Anderson seguramente se siente tan en deuda con The New Yorker como esos muchos periodistas americanos a los que se refiere Guillermoprieto. The French Dispatch (La crónica francesa en la traducción mexicana, una de las pocas veces que los traductores hacen un buen trabajo) es un homenaje lleno de sinceridad a The New Yorker y ese mundo anhelado con el que soñaren los fantasiosos.

The French Dispatch es, como suelen ser las cintas de Anderson, un filigrana primorosa, no solo visualmente, también narrativamente. Dividida en tres historias, Dispatch va de una publicación estadounidense que se produce en la ciudad de Ennui, Francia (capten el chiste pedante) y llega a un pueblecito de Kansas desde donde parte al mundo entero. El Dispatch -nos informa la voz narrativa- llega cada semana a más de 500 mil personas en todo el mundo, llevando sofisticación, ideas profundas e historias simplemente divertidas a personas cuya vida ordinaria es más deleitable gracias a sus páginas.

Bill Murray protagoniza (es un decir, el reparto es tan amplio que es difícil darle la vara de mando a un solo actor) como Arthur Howitzer Jr., el editor en jefe de la revista. Su consejo para sus escritores: “Que suene como si lo hubieras hecho a propósito”. The French Dispatch, la revista, comenzó en unas vacaciones que se alargaron y se convirtieron en su vida como periodista expatriado de Howitzer—¿Qué tienen los gringos con Francia? Desde principios del siglo XX han intentado conquistarla y los conquistados son ellos. Y Francia, en especial París, se mantiene con la nariz alzada cada vez que habla de América: para no sentir la pestilencia, se entiende.

Viajes visuales

En Dispatch los artículos de la revista se convierten, con la excelente mano de Anderson, en viajes visuales a universos que existen solo en las canciones de Cole Porter. Moses Rosenthaler, un artista que existe solo entre las paredes de un asilo de enfermos psiquiátricos (Benicio del Toro hilarante) cuya historia es narrada por la señorita Berensen (Tilda Swinton es perfecta para evocar el aire sofisticado de una crítica de arte). Contada en blanco y negro, la cámara se abre cuando aparece el tótem femenino de la desnudez de Léa Seydoux como Simone, quien dobletea como guardia del manicomio y musa de Rosenthaler. 
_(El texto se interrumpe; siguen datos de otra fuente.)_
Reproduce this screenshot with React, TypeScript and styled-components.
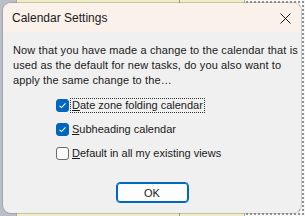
import styled, { createGlobalStyle } from 'styled-components'

const Global = createGlobalStyle`
  html, body { margin: 0; padding: 0; }
  body {
    width: 305px;
    height: 216px;
    overflow: hidden;
    font-family: "Liberation Sans", Arial, sans-serif;
  }
`

const Backdrop = styled.div`
  position: relative;
  width: 305px;
  height: 216px;
  display: flex;
  background: #f3f3f3;
`

const SideStrip = styled.div`
  width: 16px;
  background: #b9bec7;
`

const Sheet = styled.div`
  flex: 1;
  background: #eeedc4;
  border-left: 1px solid #a9adb3;
  display: flex;
  justify-content: flex-end;
`

const SheetLine = styled.div`
  width: 64px;
  border-left: 1px solid #9a9a9a;
`

const Dotted = styled.div`
  width: 60px;
  background: #f7f7f7;
  border-left: 1px solid #b0b0b0;
  background-image: radial-gradient(#8a8a8a 0.7px, transparent 0.8px);
  background-size: 4px 4px;
`

const Dialog = styled.div`
  position: absolute;
  left: 3px;
  top: 3px;
  width: 298px;
  height: 210px;
  border-radius: 8px;
  background: #f0f0f0;
  box-shadow: 0 0 0 1px rgba(120, 120, 120, 0.35);
  overflow: hidden;
  display: flex;
  flex-direction: column;
`

const TitleBar = styled.div`
  height: 29px;
  background: #faf1eb;
  display: flex;
  align-items: center;
  justify-content: space-between;
  padding: 1px 10px 0 9px;
  box-sizing: border-box;
  font-size: 12px;
  color: #1a1a1a;
`

const CloseButton = styled.div`
  width: 12px;
  height: 12px;
  display: flex;
  align-items: center;
  justify-content: center;
`

const Body = styled.div`
  padding: 11px 10px 0 10px;
  display: flex;
  flex-direction: column;
`

const Message = styled.p`
  margin: 0;
  font-size: 11px;
  letter-spacing: 0.12px;
  line-height: 15px;
  color: #1a1a1a;
  white-space: nowrap;
`

const Options = styled.div`
  margin-top: 11px;
  padding-left: 43px;
  display: flex;
  flex-direction: column;
  gap: 11px;
`

const Option = styled.label`
  display: flex;
  align-items: center;
  gap: 2px;
  font-size: 11px;
  color: #1a1a1a;
  height: 13px;
`

const Box = styled.span<{ $checked: boolean }>`
  width: 13px;
  height: 13px;
  box-sizing: border-box;
  border-radius: 3px;
  display: flex;
  align-items: center;
  justify-content: center;
  background: ${p => (p.$checked ? '#0067c0' : '#fbfbfb')};
  border: 1px solid ${p => (p.$checked ? '#0067c0' : '#6b6b6b')};
`

const Label = styled.span<{ $focused?: boolean }>`
  padding: 0 1px;
  line-height: 13px;
  outline: ${p => (p.$focused ? '1px dotted #333' : 'none')};
  outline-offset: 0;
`

const Footer = styled.div`
  margin-top: 22px;
  display: flex;
  justify-content: center;
`

const OkButton = styled.button`
  width: 73px;
  height: 21px;
  border-radius: 4px;
  border: 1px solid #0067c0;
  box-shadow: inset 0 0 0 1px #0067c0;
  background: #fdfdfd;
  font-family: inherit;
  font-size: 11px;
  color: #1a1a1a;
  padding: 0;
`

const Check = () => (
  <svg width="9" height="9" viewBox="0 0 9 9">
    <path d="M1.5 4.8 L3.5 6.6 L7.5 2.4" fill="none" stroke="#fff" strokeWidth="1.1" />
  </svg>
)

const options = [
  { key: 'D', rest: 'ate zone folding calendar', checked: true, focused: true },
  { key: 'S', rest: 'ubheading calendar', checked: true },
  { key: 'D', rest: 'efault in all my existing views', checked: false },
]

export default function App() {
  return (
    <>
      <Global />
      <Backdrop>
        <SideStrip />
        <Sheet>
          <SheetLine />
        </Sheet>
        <Dotted />
        <Dialog>
          <TitleBar>
            <span>Calendar Settings</span>
            <CloseButton>
              <svg width="11" height="11" viewBox="0 0 11 11">
                <path d="M0.5 0.5 L10.5 10.5 M10.5 0.5 L0.5 10.5" stroke="#1a1a1a" strokeWidth="1" />
              </svg>
            </CloseButton>
          </TitleBar>
          <Body>
            <Message>
              Now that you have made a change to the calendar that is
              <br />
              used as the default for new tasks, do you also want to
              <br />
              apply the same change to the…
            </Message>
            <Options>
              {options.map((o, i) => (
                <Option key={i}>
                  <Box $checked={o.checked}>{o.checked && <Check />}</Box>
                  <Label $focused={o.focused}>
                    <u>{o.key}</u>
                    {o.rest}
                  </Label>
                </Option>
              ))}
            </Options>
            <Footer>
              <OkButton>OK</OkButton>
            </Footer>
          </Body>
        </Dialog>
      </Backdrop>
    </>
  )
}
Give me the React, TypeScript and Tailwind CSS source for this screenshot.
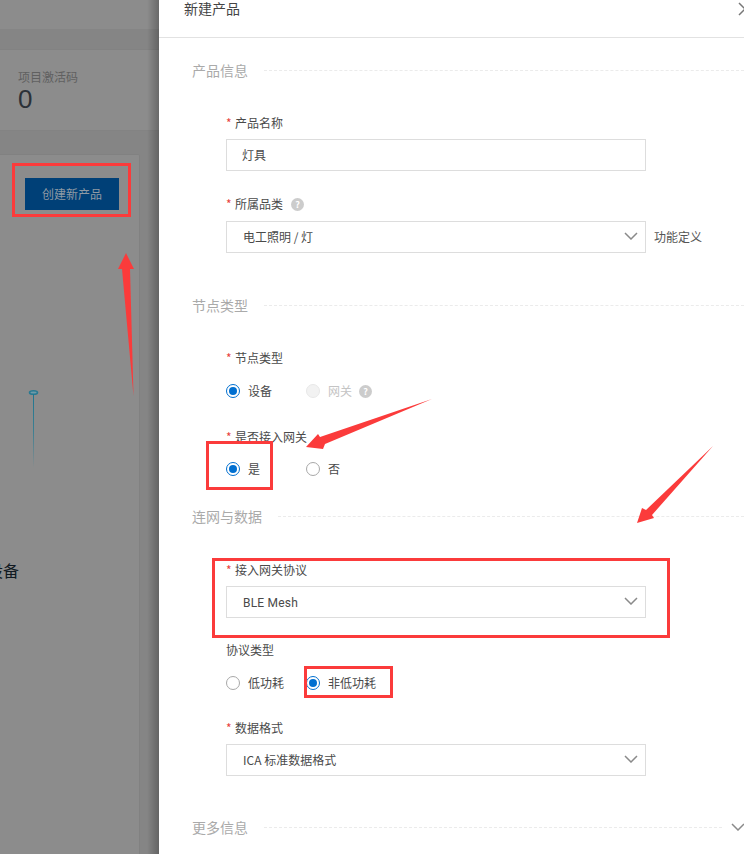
import React from "react";

const Chevron = ({ className = "" }: { className?: string }) => (
  <svg width="14" height="8" viewBox="0 0 14 8" fill="none" className={className}>
    <path d="M1 1l6 6 6-6" stroke="#8a8a8a" strokeWidth="1.5" />
  </svg>
);

const Section = ({ title, className = "", chevron = false }: { title: string; className?: string; chevron?: boolean }) => (
  <div className={`flex h-5 items-center ${className}`}>
    <span className="ml-[33px] text-[14px] leading-5 text-[#aaaaaa]">{title}</span>
    <div className={`ml-4 flex-1 border-t border-dashed border-[#ebebeb] ${chevron ? "mr-[22px]" : ""}`} />
    {chevron && <Chevron className="absolute right-[-1px]" />}
  </div>
);

const Help = ({ className = "" }: { className?: string }) => (
  <span className={`flex h-[13px] w-[13px] items-center justify-center rounded-full bg-[#cccccc] text-[9px] font-bold leading-none text-white ${className}`}>?</span>
);

const Label = ({ text, className = "", required = true, help = false }: { text: string; className?: string; required?: boolean; help?: boolean }) => (
  <div className={`ml-[67px] flex h-5 items-center text-[12px] leading-5 text-[#4a4a4a] ${className}`}>
    {required && <span className="mr-[4px] w-[5px] text-[#e8423c]">*</span>}
    <span>{text}</span>
    {help && <Help className="ml-2" />}
  </div>
);

const Select = ({ value, className = "", after, valueClass = "" }: { value: string; className?: string; after?: string; valueClass?: string }) => (
  <div className={`ml-[67px] flex items-center ${className}`}>
    <div className="flex h-8 w-[420px] items-center justify-between border border-[#dddddd] pl-4 pr-[7px] text-[12px] text-[#4a4a4a]">
      <span className={valueClass}>{value}</span>
      <Chevron className="mt-[-2px]" />
    </div>
    {after && <span className="ml-2 text-[12px] text-[#555555]">{after}</span>}
  </div>
);

const Radio = ({ label, checked = false, disabled = false, className = "" }: { label: string; checked?: boolean; disabled?: boolean; className?: string }) => (
  <div className={`flex h-5 items-center ${className}`}>
    <span
      className={`flex h-[14px] w-[14px] items-center justify-center rounded-full border ${
        checked ? "border-[#006fd0]" : disabled ? "border-[#e8e8e8] bg-[#f2f2f2]" : "border-[#a8a8a8]"
      }`}
    >
      {checked && <span className="h-2 w-2 rounded-full bg-[#006fd0]" />}
    </span>
    <span className={`ml-2 text-[12px] leading-5 ${disabled ? "text-[#c4c4c4]" : "text-[#4a4a4a]"}`}>{label}</span>
  </div>
);

export default function App() {
  return (
    <div
      className="relative flex h-[854px] w-[744px] overflow-hidden bg-white"
      style={{ fontFamily: '"Noto Sans CJK SC", "Liberation Sans", sans-serif' }}
    >
      {/* dimmed page */}
      <div className="flex h-full w-[159px] shrink-0 flex-col overflow-hidden bg-[#8b8b8b]">
        <div className="h-[29px] shrink-0 bg-[#8c8c8c]" />
        <div className="h-[21px] shrink-0 border-b border-[#828282] bg-[#858585]" />
        <div className="h-[81px] shrink-0 border-b border-[#838383] bg-[#8c8c8c] pl-[18px] pt-[18px]">
          <div className="text-[12px] leading-[18px] text-[#606060]">项目激活码</div>
          <div className="text-[26px] leading-[26px] text-[#2b3138]" style={{ fontFamily: '"Liberation Sans", sans-serif' }}>0</div>
        </div>
        <div className="h-[23px] shrink-0 bg-[#858585]" />
        <div className="flex flex-1 flex-row">
          <div className="w-[140px] shrink-0 rounded-tr-[2px] border-r border-t border-[#818181] bg-[#8c8c8c] pt-[23px]">
            <div className="ml-[25px] flex h-8 w-[94px] items-center justify-center bg-[#004077] text-[12px] text-[#8f9aa4]">创建新产品</div>
            <svg width="20" height="82" viewBox="0 0 20 82" className="ml-[23px] mt-[178px] block">
              <defs>
                <linearGradient id="stem" x1="0" y1="0" x2="0" y2="1">
                  <stop offset="0" stopColor="#1f7690" />
                  <stop offset="0.5" stopColor="#3d7f92" />
                  <stop offset="1" stopColor="#3d7f92" stopOpacity="0" />
                </linearGradient>
              </defs>
              <ellipse cx="10.5" cy="4.5" rx="4" ry="1.8" fill="#6f9aa8" stroke="#2a7a92" strokeWidth="1.6" />
              <rect x="10" y="6" width="1" height="74" fill="url(#stem)" />
            </svg>
            <div className="ml-[-13px] mt-[88px] text-[16px] leading-6 text-[#111a22]">设备</div>
          </div>
          <div className="flex-1 bg-[#858585]" />
        </div>
      </div>

      {/* drawer */}
      <div className="relative z-10 h-full flex-1 overflow-hidden bg-white">
        <div className="flex h-[38px] items-start border-b border-[#e2e2e2] pl-[25px]">
          <span className="mt-[-2px] text-[14px] leading-5 text-[#444444]">新建产品</span>
          <svg width="10" height="14" viewBox="0 0 10 14" className="absolute left-[579px] top-[2px]">
            <path d="M1 1l6 6-6 6" fill="none" stroke="#777777" strokeWidth="1.5" />
          </svg>
        </div>

        <Section title="产品信息" className="mt-[22px]" />
        <Label text="产品名称" className="mt-[33px]" />
        <div className="ml-[67px] mt-[6px] flex h-8 w-[420px] items-center border border-[#dddddd] pl-[15px] text-[12px] text-[#4a4a4a]">灯具</div>
        <Label text="所属品类" help className="mt-[23px]" />
        <Select value="电工照明 / 灯" after="功能定义" className="mt-[7px]" />

        <Section title="节点类型" className="mt-[42px]" />
        <Label text="节点类型" className="mt-[33px]" />
        <div className="ml-[67px] mt-[13px] flex items-center">
          <Radio label="设备" checked className="w-[80px]" />
          <Radio label="网关" disabled />
          <Help className="ml-[7px]" />
        </div>
        <Label text="是否接入网关" className="mt-[26px]" />
        <div className="ml-[67px] mt-[12px] flex items-center">
          <Radio label="是" checked className="w-[80px]" />
          <Radio label="否" />
        </div>

        <Section title="连网与数据" className="mt-[27px]" />
        <Label text="接入网关协议" className="mt-[34px]" />
        <Select value="BLE Mesh" valueClass="mt-[2px] [font-family:Roboto] tracking-[0.2px]" className="mt-[6px]" />
        <Label text="协议类型" required={false} className="mt-[22px]" />
        <div className="ml-[67px] mt-[13px] flex items-center">
          <Radio label="低功耗" className="w-[80px]" />
          <Radio label="非低功耗" checked />
        </div>
        <Label text="数据格式" className="mt-[25px]" />
        <Select value="ICA 标准数据格式" className="mt-[6px]" />

        <Section title="更多信息" chevron className="relative mt-[41px]" />
      </div>

      {/* shadow cast by the drawer */}
      <div className="absolute left-[147px] top-0 z-10 h-full w-3 bg-gradient-to-r from-transparent to-black/25" />

      {/* red annotations drawn over the screenshot */}
      <div className="absolute left-[12px] top-[163px] z-20 h-[54px] w-[119px] border-[3px] border-[#fb3b3b]" />
      <div className="absolute left-[206px] top-[441px] z-20 h-[49px] w-[67px] border-[3px] border-[#fb3b3b]" />
      <div className="absolute left-[212px] top-[558px] z-20 h-[80px] w-[458px] border-[3px] border-[#fb3b3b]" />
      <div className="absolute left-[304px] top-[666px] z-20 h-[32px] w-[89px] border-[3px] border-[#fb3b3b]" />
      <svg width="744" height="854" className="pointer-events-none absolute left-0 top-0 z-20">
        <polygon points="126,253 134,269 130,269 133.5,396 122,269 118,269" fill="#fb3b3b" />
        <polygon points="432,399 320,437 318,434 306,447 323,449 325,444" fill="#fb3b3b" />
        <polygon points="713,446 652,515 654,518 637,523 642,508 646,510" fill="#fb3b3b" />
      </svg>
    </div>
  );
}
La segunda historia es la mejor lograda de la trilogía que conforma la cinta. Lucinda Krementz (Frances McDormand nunca falla) narra la crónica de un levantamiento de estudiantes. En algún momento Krementz dice que ha de mantenerse siempre la neutralidad periodística. Y la historia es la demostración de que ella, ni ningún cronista logrado, nunca es neutral. Krementz también cae bajo el encanto de los hechos: Zefirelli (nos hemos pasado los últimos años viendo a Timothée Chalamet convertirse en el Leonardo Dicaprio de la generación centennial. Esta es una de sus mejores actuaciones), el líder de la revuelta estudiantil de quien Krementz se enamora un poquito (¿se puede enamorarse un poquito? Al diablo la neutralidad periodística). Krementz narra su crónica como quien se desangra sobre la página. Sin desangrarse. Suena como si lo hubieras hecho a propósito. Sí.

La tercera historia es la más andersoniana. Una historia de secuestro, deleite culinario y un perfil inacabado de un chef de leyenda. El gran Jeffrey Wright interpreta a Roebuck Wright, quien tiene memoria tipográfica: puede recordar y recitar cada palabra que ha escrito. Con actuaciones de “parpadeas y te lo pierdes” de Saoirse Ronan, Edward Norton y Willem Dafoe, el relato es divertido, pero superficial: tan de The New Yorker.

Un canto al periodismo

The French Dispatch debe verse en el cine. Un macrorompecabezas, un libro interactivo, una maqueta mecánica hecha solo con madera. Sí, es verdad que Anderson ha encarnado el cine hipster, de ese que parece hecho solo para los cinéfilos de Chelsea (el Roma-Condesa de Nueva York), pero vean esta película: es un canto al periodismo y a ese modo que tiene de contarnos las historias que no sabíamos que nos interesaban. Sin neutralidad periodística, por favor.